▶ _DATASET SECTION_:
******************************

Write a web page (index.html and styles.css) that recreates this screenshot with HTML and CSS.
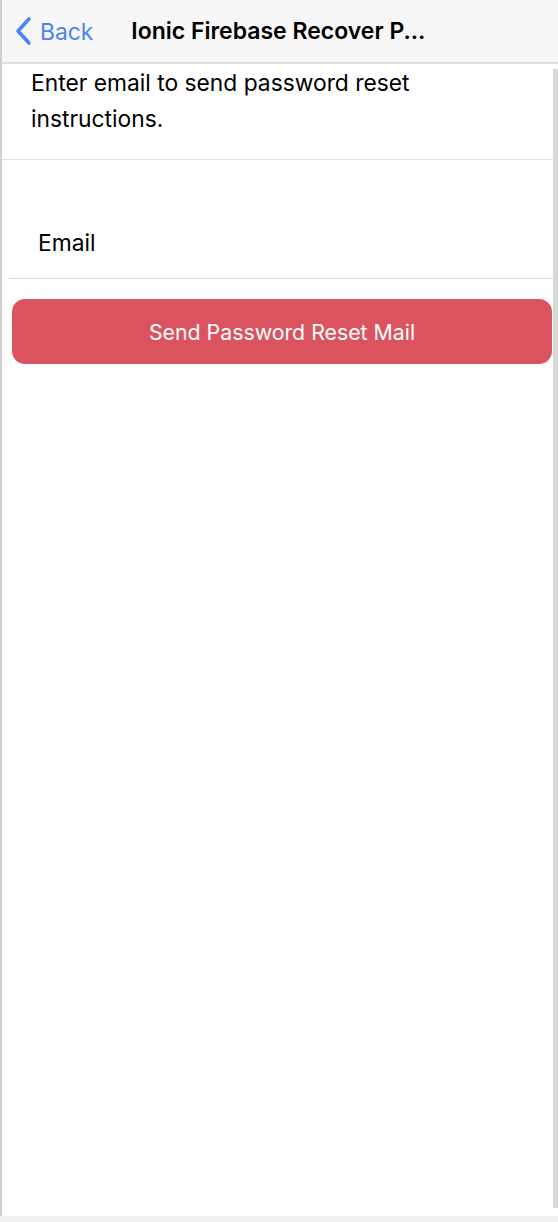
FILE: index.html
```html
<!DOCTYPE html>
<html>
<head>
<meta charset="utf-8">
<link rel="stylesheet" href="styles.css">
</head>
<body>
<div class="frame">
  <header class="toolbar">
    <a class="back">
      <svg class="chev" width="18" height="30" viewBox="0 0 18 30"><path d="M15 3 L4 15 L15 27" fill="none" stroke="#4a84f2" stroke-width="3.6" stroke-linecap="round" stroke-linejoin="round"/></svg>
      <span class="back-text">Back</span>
    </a>
    <h1 class="title">Ionic Firebase Recover P...</h1>
  </header>
  <div class="body">
    <main class="content">
      <p class="intro">Enter email to send password reset instructions.</p>
      <div class="item">
        <label class="label">Email</label>
      </div>
      <button class="btn">Send Password Reset Mail</button>
    </main>
    <div class="scroll"></div>
  </div>
</div>
<div class="bottom"></div>
</body>
</html>
```
FILE: styles.css
```css
html, body { margin: 0; padding: 0; background: #fff; }
body { font-family: Inter, "Liberation Sans", Arial, sans-serif; width: 558px; height: 1222px; overflow: hidden; }
.frame { height: 1216px; border-left: 2px solid #d0d0d0; box-sizing: border-box; display: flex; flex-direction: column; }
.toolbar { height: 62px; background: #f7f7f7; border-bottom: 2px solid #e0e0e0; display: flex; align-items: center; flex-shrink: 0; }
.back { display: flex; align-items: center; margin-left: 12px; color: #4a84f2; }
.chev { display: block; }
.back-text { font-size: 22.8px; margin-left: 8px; }
.title { margin: 0 0 0 38px; font-size: 23px; font-weight: 600; color: #000; }
.body { flex: 1; display: flex; }
.content { flex: 1; display: flex; flex-direction: column; }
.scroll { width: 5px; background: #d8d8d8; margin: 5px 0 8px; }
.intro { margin: 0; padding: 1px 60px 22px 29px; font-size: 22.8px; line-height: 36px; color: #000; border-bottom: 1px solid #e3e3e3; }
.item { margin: 0 0 0 7px; height: 119px; border-bottom: 1px solid #dcdcdc; display: flex; align-items: flex-end; padding-bottom: 22px; box-sizing: border-box; }
.label { font-size: 22.8px; color: #000; margin-left: 29px; }
.btn { margin: 20px 1px 0 10px; height: 65px; border: none; border-radius: 13px; background: #dc5360; color: #fff; font-family: Inter, "Liberation Sans", Arial, sans-serif; font-size: 21.3px; padding: 0; }
.bottom { height: 6px; background: #f0f1f0; }
```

******************************

▶ _TASK TO COMPLETE_: Leave out the pictures and output the rest of the material exactly as written.

▶ _EXERCISE OUTPUT_:
Write a web page (index.html and styles.css) that recreates this screenshot with HTML and CSS.
FILE: index.html
```html
<!DOCTYPE html>
<html>
<head>
<meta charset="utf-8">
<link rel="stylesheet" href="styles.css">
</head>
<body>
<div class="frame">
  <header class="toolbar">
    <a class="back">
      <svg class="chev" width="18" height="30" viewBox="0 0 18 30"><path d="M15 3 L4 15 L15 27" fill="none" stroke="#4a84f2" stroke-width="3.6" stroke-linecap="round" stroke-linejoin="round"/></svg>
      <span class="back-text">Back</span>
    </a>
    <h1 class="title">Ionic Firebase Recover P...</h1>
  </header>
  <div class="body">
    <main class="content">
      <p class="intro">Enter email to send password reset instructions.</p>
      <div class="item">
        <label class="label">Email</label>
      </div>
      <button class="btn">Send Password Reset Mail</button>
    </main>
    <div class="scroll"></div>
  </div>
</div>
<div class="bottom"></div>
</body>
</html>
```
FILE: styles.css
```css
html, body { margin: 0; padding: 0; background: #fff; }
body { font-family: Inter, "Liberation Sans", Arial, sans-serif; width: 558px; height: 1222px; overflow: hidden; }
.frame { height: 1216px; border-left: 2px solid #d0d0d0; box-sizing: border-box; display: flex; flex-direction: column; }
.toolbar { height: 62px; background: #f7f7f7; border-bottom: 2px solid #e0e0e0; display: flex; align-items: center; flex-shrink: 0; }
.back { display: flex; align-items: center; margin-left: 12px; color: #4a84f2; }
.chev { display: block; }
.back-text { font-size: 22.8px; margin-left: 8px; }
.title { margin: 0 0 0 38px; font-size: 23px; font-weight: 600; color: #000; }
.body { flex: 1; display: flex; }
.content { flex: 1; display: flex; flex-direction: column; }
.scroll { width: 5px; background: #d8d8d8; margin: 5px 0 8px; }
.intro { margin: 0; padding: 1px 60px 22px 29px; font-size: 22.8px; line-height: 36px; color: #000; border-bottom: 1px solid #e3e3e3; }
.item { margin: 0 0 0 7px; height: 119px; border-bottom: 1px solid #dcdcdc; display: flex; align-items: flex-end; padding-bottom: 22px; box-sizing: border-box; }
.label { font-size: 22.8px; color: #000; margin-left: 29px; }
.btn { margin: 20px 1px 0 10px; height: 65px; border: none; border-radius: 13px; background: #dc5360; color: #fff; font-family: Inter, "Liberation Sans", Arial, sans-serif; font-size: 21.3px; padding: 0; }
.bottom { height: 6px; background: #f0f1f0; }
```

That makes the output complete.